• [Exercise goal] Extract every line where the string "TypeScript" appears.

• [Material]
......

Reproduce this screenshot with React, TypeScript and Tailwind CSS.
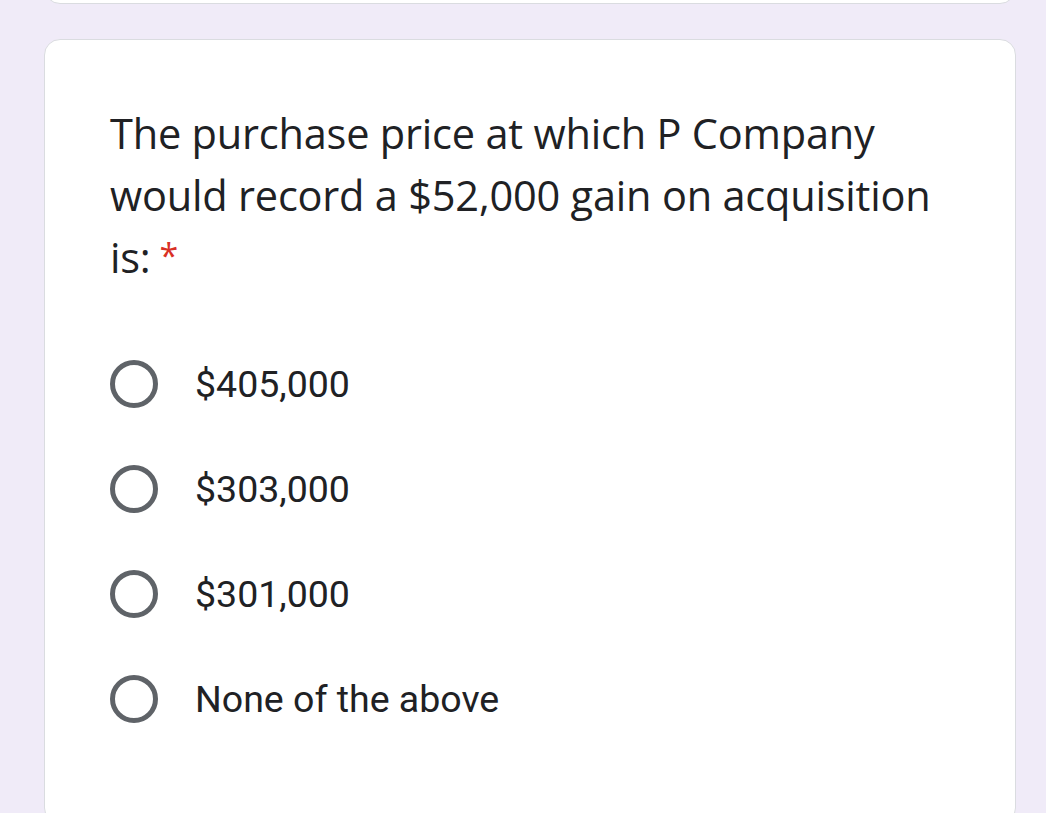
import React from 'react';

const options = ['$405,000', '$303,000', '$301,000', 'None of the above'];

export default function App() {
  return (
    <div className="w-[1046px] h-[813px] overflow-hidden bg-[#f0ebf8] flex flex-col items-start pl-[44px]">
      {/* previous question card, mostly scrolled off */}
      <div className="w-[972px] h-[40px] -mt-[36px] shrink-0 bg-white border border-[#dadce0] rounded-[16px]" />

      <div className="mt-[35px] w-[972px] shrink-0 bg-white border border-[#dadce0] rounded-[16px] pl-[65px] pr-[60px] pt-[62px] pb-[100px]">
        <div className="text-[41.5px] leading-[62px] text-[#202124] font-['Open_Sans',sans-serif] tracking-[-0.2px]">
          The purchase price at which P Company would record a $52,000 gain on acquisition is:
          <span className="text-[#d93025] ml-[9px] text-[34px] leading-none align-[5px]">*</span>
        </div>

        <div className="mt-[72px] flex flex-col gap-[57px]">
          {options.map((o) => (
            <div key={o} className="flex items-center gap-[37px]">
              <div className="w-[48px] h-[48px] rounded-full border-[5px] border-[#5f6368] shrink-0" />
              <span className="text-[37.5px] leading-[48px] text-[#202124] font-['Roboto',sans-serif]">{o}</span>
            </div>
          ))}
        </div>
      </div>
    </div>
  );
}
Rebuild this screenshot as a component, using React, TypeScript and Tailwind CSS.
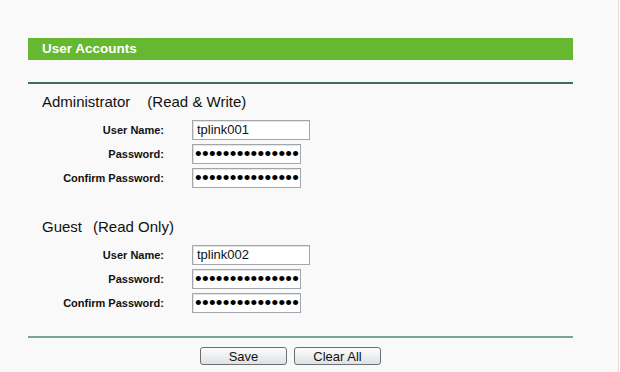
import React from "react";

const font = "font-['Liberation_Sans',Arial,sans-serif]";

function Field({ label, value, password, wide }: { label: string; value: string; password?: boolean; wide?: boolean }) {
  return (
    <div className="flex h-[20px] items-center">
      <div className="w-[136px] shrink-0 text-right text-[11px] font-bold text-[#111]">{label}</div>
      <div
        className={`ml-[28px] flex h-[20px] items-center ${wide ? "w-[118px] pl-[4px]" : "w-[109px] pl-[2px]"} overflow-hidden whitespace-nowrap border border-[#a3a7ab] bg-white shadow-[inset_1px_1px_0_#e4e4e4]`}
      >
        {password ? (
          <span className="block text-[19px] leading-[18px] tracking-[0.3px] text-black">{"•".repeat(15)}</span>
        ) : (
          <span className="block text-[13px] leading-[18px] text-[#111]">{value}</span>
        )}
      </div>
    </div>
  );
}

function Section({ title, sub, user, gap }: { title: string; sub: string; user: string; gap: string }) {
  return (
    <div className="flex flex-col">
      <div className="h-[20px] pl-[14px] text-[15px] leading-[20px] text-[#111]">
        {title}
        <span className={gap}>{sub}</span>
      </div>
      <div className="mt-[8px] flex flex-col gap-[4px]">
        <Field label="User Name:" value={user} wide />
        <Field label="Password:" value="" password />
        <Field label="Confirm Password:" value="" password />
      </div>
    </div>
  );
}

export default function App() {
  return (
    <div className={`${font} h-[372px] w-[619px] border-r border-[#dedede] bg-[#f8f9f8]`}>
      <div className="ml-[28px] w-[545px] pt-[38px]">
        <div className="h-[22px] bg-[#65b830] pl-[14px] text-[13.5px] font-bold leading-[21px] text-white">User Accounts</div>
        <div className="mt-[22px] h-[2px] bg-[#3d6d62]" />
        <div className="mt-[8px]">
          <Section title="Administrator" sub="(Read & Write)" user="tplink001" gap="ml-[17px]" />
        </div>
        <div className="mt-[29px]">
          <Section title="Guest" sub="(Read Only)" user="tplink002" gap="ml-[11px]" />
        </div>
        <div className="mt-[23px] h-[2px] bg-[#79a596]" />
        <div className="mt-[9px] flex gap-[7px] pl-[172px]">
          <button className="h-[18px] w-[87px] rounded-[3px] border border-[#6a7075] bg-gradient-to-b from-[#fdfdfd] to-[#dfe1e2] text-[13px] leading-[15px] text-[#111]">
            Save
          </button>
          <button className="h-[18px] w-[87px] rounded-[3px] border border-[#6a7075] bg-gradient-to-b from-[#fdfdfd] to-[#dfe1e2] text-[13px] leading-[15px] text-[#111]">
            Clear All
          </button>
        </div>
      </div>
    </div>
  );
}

......

• [Exercise result]
Reproduce this screenshot with React, TypeScript and Tailwind CSS.
Rebuild this screenshot as a component, using React, TypeScript and Tailwind CSS.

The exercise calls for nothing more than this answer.